Honestly, I preferred not to wonder whether Fraser and Harper were or weren’t getting together. Instead I got to watch them grow ever closer and surer of themselves, showing vulnerability to each other, balancing their opposite personalities. This portrait of deep friendship is one of the most honest and thrilling I’ve seen in a while. Fraser starts dressing Harper in his clothes. He helps him put on a good-looking mustache and shave his head, to get his masc self together, before Harper goes to meet the girl whose number he’d gotten at the cafe. As someone whose precise expression of gender and sexuality was honed through close friendships with people who shared unexpected pieces of my own, I appreciated this picture of two people blossoming when they’re finally seen as the people they hope to become. Fraser gets someone with whom to share his obsessions and Harper gets someone who helps him express himself. We see the care they have for each other, whether it’s named really doesn’t matter to me.
Those are the best parts. Before I call this show worthy of our precious queer, quarantine time, I must point out that it has an array of problems. I am the pretentious, art snob this show was made for, but I can’t tell you what it’s attempting to say. I have a million complaints about the number of truly scintillating topics the show opens up and then just leaves there, untouched, uncared for, essentially wasted.
I once had a housemate who went to the very expensive grocery story by our apartment, left the groceries on the counter and came downstairs the next morning to tell me I probably should put my food away because it was going bad. That’s the kind of care given to some ideas that are prominent and provocative enough to demand my attention, but never came into the story. Just a few examples include: the violent and intimate relationship between Fraser and his mom, Sarah; the racial tension between the Fraser and Harper’s families; the multiple kinds of Black experiences within Harper’s family and the shades of violence there; the culture of gayness within this highly regulated military culture; the exploration of gender and sexuality within a Black identity. And those are just a few, there are many more! It doesn’t even get into the questions I have about why the people who made this show felt comfortable telling it, or my issue with the several gratuitous Blood Orange worshipping scenes — and I am a Dev Hines fan!

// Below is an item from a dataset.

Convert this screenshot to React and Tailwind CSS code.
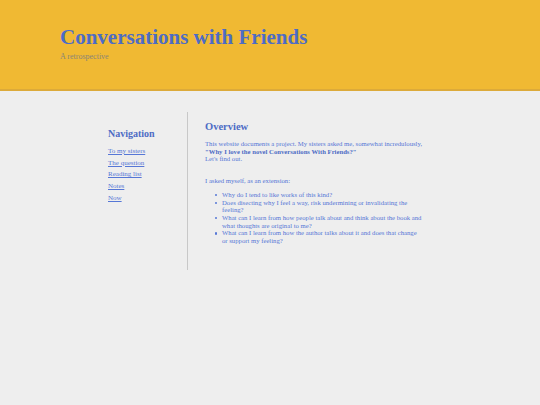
export default function App() {
  const links = ['To my sisters', 'The question', 'Reading list', 'Notes', 'Now']
  const questions = [
    'Why do I tend to like works of this kind?',
    'Does disecting why I feel a way, risk undermining or invalidating the feeling?',
    'What can I learn from how people talk about and think about the book and what thoughts are original to me?',
    'What can I learn from how the author talks about it and does that change or support my feeling?',
  ]

  return (
    <div className="min-h-[405px] bg-[#eeeeee] font-['Liberation_Serif',serif]">
      <header className="h-[91px] bg-[#f0b933] border-b-2 border-[#dcaa3a] pl-[60px] pt-[24px]">
        <h1 className="text-[21px] leading-[26px] font-bold text-[#4d6cc5]">Conversations with Friends</h1>
        <p className="mt-[2px] text-[8px] leading-[10px] text-[#8a8578]">A retrospective</p>
      </header>

      <div className="flex pt-[21px]">
        <nav className="w-[80px] ml-[108px] border-r border-[#c8c8c8] pt-[16px] h-[158px]">
          <h2 className="text-[10px] leading-[12px] font-bold text-[#4d6cc5]">Navigation</h2>
          <ul className="mt-[6px] flex flex-col text-[7px] leading-[11.7px] text-[#5677d6]">
            {links.map((l) => (
              <li key={l}>
                <a href="#" className="underline">{l}</a>
              </li>
            ))}
          </ul>
        </nav>

        <main className="ml-[17px] w-[218px] pt-[8px] text-[6.7px] leading-[7.7px] text-[#5677d6]">
          <h2 className="text-[10.5px] leading-[13px] font-bold text-[#4d6cc5]">Overview</h2>
          <p className="mt-[7px]">
            This website documents a project. My sisters asked me, somewhat incredulously,
            <br />
            <strong className="text-[#4d6cc5]">"Why I love the novel Conversations With Friends?"</strong>
            <br />
            Let's find out.
          </p>
          <p className="mt-[14px]">I asked myself, as an extension:</p>
          <ul className="mt-[6px] pl-[10px]">
            {questions.map((q) => (
              <li key={q} className="flex">
                <span className="w-[7px] shrink-0 pt-[3px]">
                  <span className="block w-[2.2px] h-[2.2px] rounded-full bg-[#5677d6]" />
                </span>
                <span>{q}</span>
              </li>
            ))}
          </ul>
        </main>
      </div>
    </div>
  )
}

So, I will leave you to tell me whether you’re in or out. I don’t like when characters I’m attached to (like Jonathan, Jenny, Maggie and Danny) don’t get poetic endings. I consider it irresponsible when people make otherwise thoughtful art that uses identity and power dynamics as a setting, instead of folding them into the narrative. But I love the stories about friendship and intimacy. I’m seduced by the softness and warmth of the production. I enjoy the way I’m asked not just to listen or judge, but to observe. And I revel in deep ambiguity. So I guess it’s fine it doesn’t make a lot of sense, it’s 2020, I’ll take it.
The lack of clarity surrounding Caitlin/Harper’s gender identity kinda reminds me of 2011’s Tomboy. Was Laure/Mikaël just a tomboy, a trans boy, or gender non conforming? We never got a clear answer.
“I am the pretentious, art snob this show was made for, but I can’t tell you what it’s attempting to say. I have a million complaints about the number of truly scintillating topics the show opens up and then just leaves there, untouched, uncared for, essentially wasted.”
Ugh yes this exactly. I really hated this show, and I wanted to love it! As you say, the friendship between Fraser and Caitlin/Harper is great, but everything else is so unexplored and feels pointless, e.g. Richard ordering MAGA hats to secretly wear inside the house. Also the nearly three-way with 30-year-old Jonathan, his girlfriend, and the 14 year old Fraser was so predatory and vile, and there was never any follow up. I don’t care about the legal age of consent in Italy – Fraser is a vulnerable and inexperienced child. I guess I shouldn’t be surprised, given that this is the same director who glorified a romance between a 17 year old and a fully grown man in CMBYN.
It felt like a self-critique to me. Frazier feels like shit when he runs away from Jonathan’s apartment and the whole situation is portrayed as an abuse of trust and then power on Jonathan’s part. I was worried about the plot turning too Call Me By Your Name-y, but it ended up being the opposite of it.
Ah! I was waiting for Autostraddle to talk about this show. Thanks, Kamala!
One of the things I liked the most was that not everything was spelled out and we were asked to fill the gaps. That was fun, especially when you had all the small character to build from (so I disagree re: all these small things that didn’t go anywhere). Turned out that was also the reason why the show frustrated me because I didn’t get to see enough of my favorite storylines (Jenny, Maggie). Looking back, episode seven did feel like it was tying up plot lines, but it felt a bit rushed.
I guess it’s also true to life in that sense. People, especially adults, don’t make big life changes often. Out of what I seen, I think it’s the show that best captured adolescence, changes, questions, awkwardness, restlessness like you said. The actors were all fantastic. I wouldn’t mind going back to this world.
Also yay for a queer Latina playing a queer Latina!
As Brazilians we’re just constantly erased as Latinxs ppl in movies and TV shows, I was glad to see Alice Braga (a brazilian, who is also queer IRL) playing a Brazilian character, heck to the yes!
Mmm this review gave me a lot of food for thought. I loved the show almost painfully (the grieving scenes, the all-in-white dance, realising how old I am…) and didn’t have words for the parts that felt ‘wrong’… thank you for this piece about the carelessness with which incredibly raw topics are held, even scattered around. I hadn’t seen it that way when watching (+ there is also something powerful about unanswered questions, e.g. Fraser + mom) but this feels very true.